### Direction:
Check each line of the listing for the string "React", then state how many lines have it. Only the number is wanted.

—————

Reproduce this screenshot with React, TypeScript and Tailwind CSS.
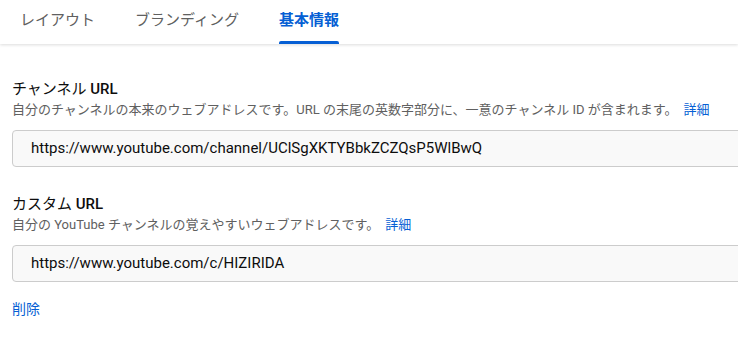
import React from "react";

const tabs = [
  { label: "レイアウト", active: false },
  { label: "ブランディング", active: false },
  { label: "基本情報", active: true },
];

const font = "font-['Roboto','Noto_Sans_CJK_JP',sans-serif]";

const Field: React.FC<{
  title: string;
  desc: React.ReactNode;
  value: string;
  className?: string;
}> = ({ title, desc, value, className }) => (
  <div className={className}>
    <h2 className="text-[15px] leading-[22px] text-[#0d0d0d]">
      {title} <span className="font-medium">URL</span>
    </h2>
    <p className="text-[13px] leading-[20px] text-[#606060]">
      {desc}
      <a className="text-[#065fd4] ml-[6px]">詳細</a>
    </p>
    <div className="mt-[10px] w-[760px] h-[37px] flex items-center pl-[18px] rounded-[4px] border border-[#cccccc] bg-[#f9f9f9] text-[15px] text-[#0d0d0d]">
      {value}
    </div>
  </div>
);

const App: React.FC = () => {
  return (
    <div className={`${font} w-[738px] h-[338px] overflow-hidden bg-white`}>
      <header className="h-[44px] flex shadow-[0_1px_3px_rgba(0,0,0,0.14)]">
        {tabs.map((tab) => (
          <div
            key={tab.label}
            className={`relative h-full px-5 pt-[9px] text-[15px] leading-[22px] ${
              tab.active ? "text-[#065fd4] font-bold" : "text-[#606060]"
            }`}
          >
            {tab.label}
            {tab.active && (
              <span className="absolute left-5 right-5 bottom-0 h-[3px] rounded-t-[2px] bg-[#065fd4]" />
            )}
          </div>
        ))}
      </header>

      <main className="pl-3 pt-[34px]">
        <Field
          title="チャンネル"
          desc="自分のチャンネルの本来のウェブアドレスです。URL の末尾の英数字部分に、一意のチャンネル ID が含まれます。"
          value="https://www.youtube.com/channel/UClSgXKTYBbkZCZQsP5WlBwQ"
        />
        <Field
          className="mt-[26px]"
          title="カスタム"
          desc="自分の YouTube チャンネルの覚えやすいウェブアドレスです。"
          value="https://www.youtube.com/c/HIZIRIDA"
        />
        <a className="block mt-[17px] text-[14px] leading-[20px] text-[#065fd4]">削除</a>
      </main>
    </div>
  );
};

export default App;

—————

### Exercise answer:
5